TLDR: Atlantic – Don may become a tropical storm but is only of interest to fish and ships. East Pacific: Calvin is weakening but may brush Hawaii as a weak tropical storm in a few days. The real story is the impending landfall of Typhoon Talim in southern China today. Here’s the details, along with a discussion about who is responsible for forecasts around the world and why that matters …
Talim is now a full typhoon, and is already disrupting life across the southern coast of China. Markets in Hong Kong are closed, rail traffic stopped, and schools closed across the region as the rain bands approach the coast. Here is the estimated damage swath using my TAOS/TC model, based on the latest forecast from the US Joint Typhoon Warning Center (JTWC):
On this track and intensity there are 34 Million people who will experience tropical storm winds or higher, and economic impacts will be on the order of $2 Billion US Dollars. In addition to winds, there will be some storm surge (~2 meters in places) and heavy rain that is already causing problems.
When we think of hurricanes we usually look to the US National Hurricane Center (NHC). However, the NHC is only officially responsible for storms in the Atlantic, Caribbean, Gulf, and East Pacific. For storms near Hawai’i, the Central Pacific Hurricane Center in Honolulu is responsible, from 140 degrees west to the international data line (180 W). Calvin is crossing that line today, and as of 11am ET CPHC will be taking over from NHC.
Other agencies are responsible for the rest of the world. The World Meteorological Organization, a technical agency of the UN, designates Regional Specialized Meteorological Agencies (RSMC) who are the primary forecasters for hurricanes (Typhoons, Tropical Cyclones) …
So who is the Joint Typhoon Warning Center (JTWC)? JTWC is the US Defense Department agency who provides tropical cyclone (hurricane) forecasts and warnings to US Government activities, especially DoD. They are the “primary” US source everywhere NHC/CPHC are not official (and, actually, do forecasts in those areas as well but not generally released publicly in order to avoid confusion with the official NHC forecast).

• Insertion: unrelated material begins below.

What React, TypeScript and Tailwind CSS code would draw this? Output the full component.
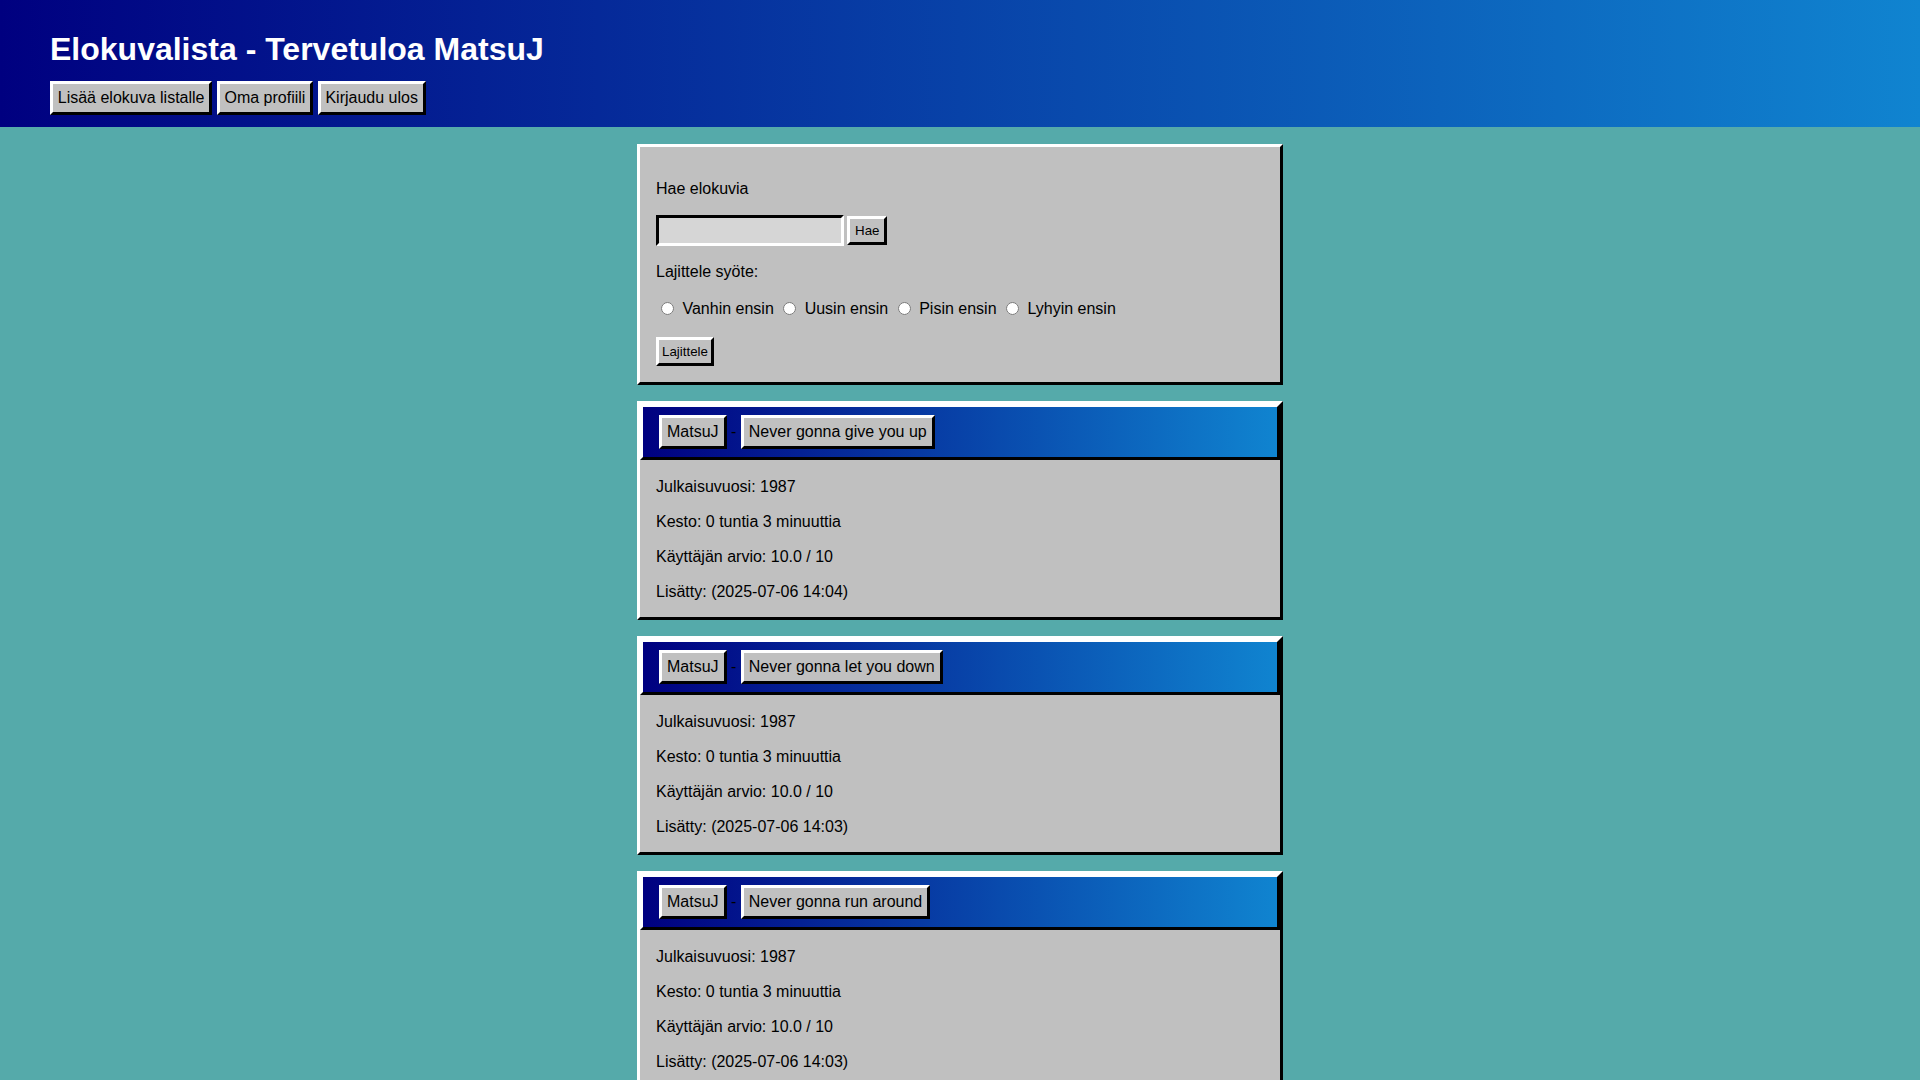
import React from "react";

const outset = "border-[3px] border-t-white border-l-white border-r-black border-b-black";
const bigBtn = `${outset} bg-[#c0c0c0] text-black text-[16px] leading-[normal] py-[5px] inline-block`;
const smallBtn = `${outset} bg-[#c0c0c0] text-black text-[13.33px] leading-[normal] h-[29px] inline-flex items-center`;

const movies = [
  { title: "Never gonna give you up", added: "2025-07-06 14:04" },
  { title: "Never gonna let you down", added: "2025-07-06 14:03" },
  { title: "Never gonna run around", added: "2025-07-06 14:03" },
];

function Card({ title, added }: { title: string; added: string }) {
  return (
    <div className={`w-[646px] mx-auto mt-[16px] bg-[#c0c0c0] ${outset}`}>
      <div className={`${outset} bg-[linear-gradient(to_right,#000080,#1084d0)] h-[56px] flex items-center pl-[16px] text-black`}>
        <span className="whitespace-pre">
          <button className={`${bigBtn} px-[5px]`}>MatsuJ</button>{" - "}<button className={`${bigBtn} px-[5px]`}>{title}</button>
        </span>
      </div>
      <div className="px-4 py-[0.1px] leading-[19.2px]">
        <p className="my-4">Julkaisuvuosi: 1987</p>
        <p className="my-4">Kesto: 0 tuntia 3 minuuttia</p>
        <p className="my-4">Käyttäjän arvio: 10.0 / 10</p>
        <p className="my-4">Lisätty: ({added})</p>
      </div>
    </div>
  );
}

function Radio({ label, last }: { label: string; last?: boolean }) {
  return (
    <>
      <input type="radio" name="s" className="ml-[5px] mr-[4px]" />
      <label>{" " + label + (last ? "" : " ")}</label>
    </>
  );
}

export default function App() {
  return (
    <div className="min-h-screen bg-[#55aaaa] font-['Liberation_Sans',Arial,sans-serif] text-[16px] leading-[normal] text-black pb-8">
      <header className="bg-[linear-gradient(to_right,#000080,#1084d0)] h-[127px] pl-[50px] pt-[31px]">
        <h1 className="text-[32px] font-bold text-white leading-[37px]">Elokuvalista - Tervetuloa MatsuJ</h1>
        <nav className="mt-[13px] flex gap-[4.5px]">
          <button className={`${bigBtn} px-[4.75px]`}>Lisää elokuva listalle</button>
          <button className={`${bigBtn} px-[4.75px]`}>Oma profiili</button>
          <button className={`${bigBtn} px-[4.75px]`}>Kirjaudu ulos</button>
        </nav>
      </header>

      <div className={`w-[646px] mx-auto mt-[17px] bg-[#c0c0c0] ${outset} px-4 pt-[16px] pb-[16px] leading-[19.2px]`}>
        <p className="my-4">Hae elokuvia</p>
        <div className="flex items-center gap-[3px] h-[32px]">
          <input
            type="text"
            className="w-[188px] h-[31px] bg-[#d6d6d6] border-[3px] border-t-black border-l-black border-r-white border-b-white outline-none"
          />
          <button className={`${smallBtn} px-[5px]`}>Hae</button>
        </div>
        <p className="my-4">Lajittele syöte:</p>
        <div className="h-[23px] flex items-center whitespace-pre">
          <Radio label="Vanhin ensin" />
          <Radio label="Uusin ensin" />
          <Radio label="Pisin ensin" />
          <Radio label="Lyhyin ensin" last />
        </div>
        <div className="mt-[17px] flex">
          <button className={`${smallBtn} px-[3px]`}>Lajittele</button>
        </div>
      </div>

      {movies.map((m, i) => (
        <Card key={i} title={m.title} added={m.added} />
      ))}
    </div>
  );
}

Typically I use the JTWC forecasts in the rest of the world since they come through the same distribution channels and formats as NHC, and provide a globally consistent forecast. However, they are not “official” anywhere except for US Government use. I’ll do a longer post on how this works at some point, but what I do is take a weather forecast and apply that within a complex set of models (TAOS) that compute the impacts of that forecast on both the human and natural world, calculating economic impacts and populations at risk. In other words, the weather forecast (be it a human or computer model, either “in house” or, more typically, from an official agency) “drives” my models. So in my graphics you will see “TAOS/TC impact estimate based on <some forecast>”, because the forecast inputs drives the impacts as we will see in this example.
In the case of Typhoon Talim, RSMC Tokyo (the Japan Meteorological Agency) is the primary forecaster. But of course it’s not a simple as that! The China Meteorological Administration is the official government forecast agency within China, responsible for watches and warnings within the country. So how do these two forecasts compare? Let’s take a look, again using my TAOS/TC model to compute impacts from each forecast:
On the Tokyo track, impacts are a bit under $1 Billion USD (PPP) as they forecast a rapid collapse of the storm at landfall and a track shifted a bit south. By contrast, the CMA/Guangzhou (Chinese Government forecast) has impacts at over $2.7 Billion USD (PPP) as they feel the storm will maintain strength inland. Contrast with the JTWC forecast above, at $1.9 Billion. Interestingly, all three show roughly 35 Million people exposed to tropical storm force winds.
So who is “right”? Ask me that in about a year, after the storm damage has been fully tabulated and assessed! Each agency is trying to do their best, but with different tools, metrics, and concerns. In this case the differences in economic impacts for a storm less than 12 hours away from landfall are a factor of three! What I do is try to sort through what each agency is trying to do and provide an estimate tailored to the questions my clients are trying to answer. Not always a straightforward task!